Just found a hundred dollar bill on the ground. Hope you're looking to drink tonight
I got a 69.7 in accounting. I have this whole doing the bare minimum down to a science
hahahahaha your sister just walked down from the guest house with a stain on the front of her shirt and "owned" written in blue sharpie on her forehead. i dont think she knows what happened last night either.
I'm going to make him fall in love with me one blow job at a time.
It went from cuddling and watching blood diamond to watching the three of them snort an entire $80 bag of blow off the coffee table
Well I woke up with spatula marks on my ass and burns on my hands.

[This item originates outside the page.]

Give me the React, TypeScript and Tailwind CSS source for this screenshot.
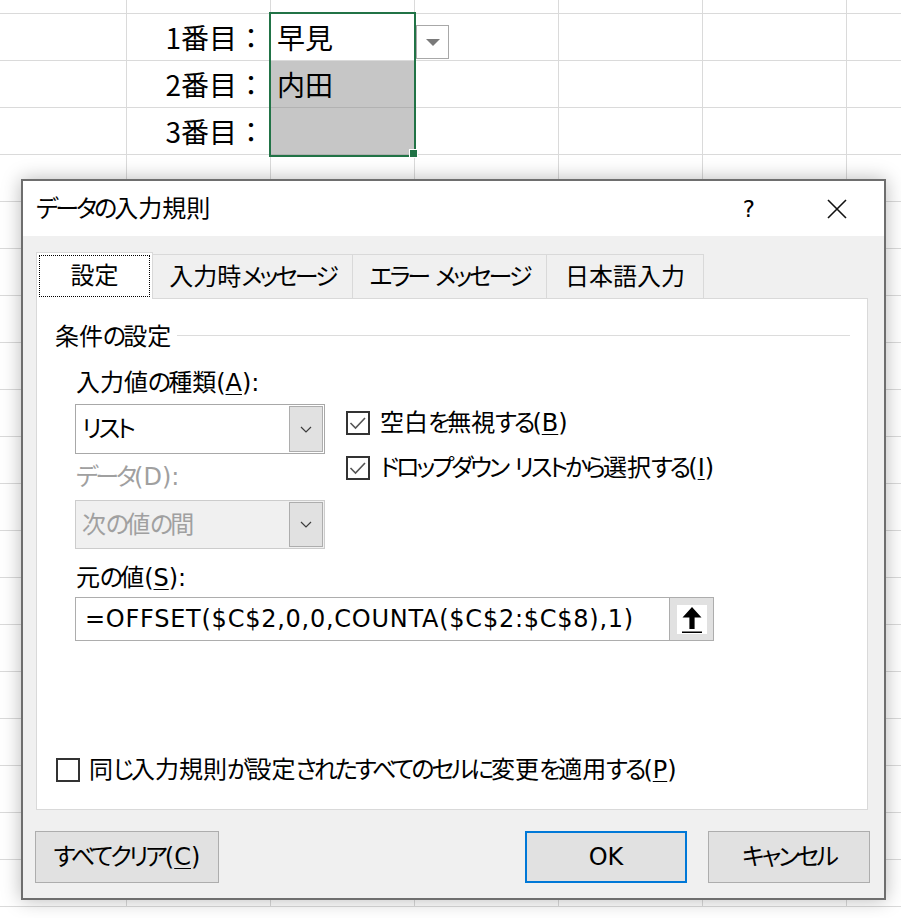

I love you like a cupcake loves an overweight child, very similar to the mannerisms of a whole cake but personal, and minus the commitment issues, plus just the right amount of icing; not to mention the convenience of mobility, and only a smidgen of the guilt😘
I just took my birth control with a water bottle I found in my purse with vodka in it in Spanish class. 10am is still too early for me.
All I can remember is posting my chicken burger in the post box. Postman is in for a treat.
No. I'm too high for this. I gotta focus my mind for my future Hooter's interview
No need to talk. Eventually, he'll either stop coming over, or decide that it's a relationship.
And if not?
...I keep getting free bourbon and great sex with no expectations. You really don't understand that there is no "down side," do you?
Yknow what, if there is a thug life for white bitches, I'm living it. I went out on a date, watched howls moving castle with my brother till he passed out, then went and got some a+ dick, and made it home in time to take my mom to work. Now its 7am, I'm in bed with some free tacos, and when I'm done eating I'm going to sleep. What a great night.
what's the proper way to say, "I'm sorry for puking on you and your bed mid hook up then going downstairs and fucking your roommate because you locked me out of your room completely naked...?"
He was so aggressive it felt like he was giving my boob a root cannal
"Local woman assaults strangers with sex toy" is a headline I never want to be about me.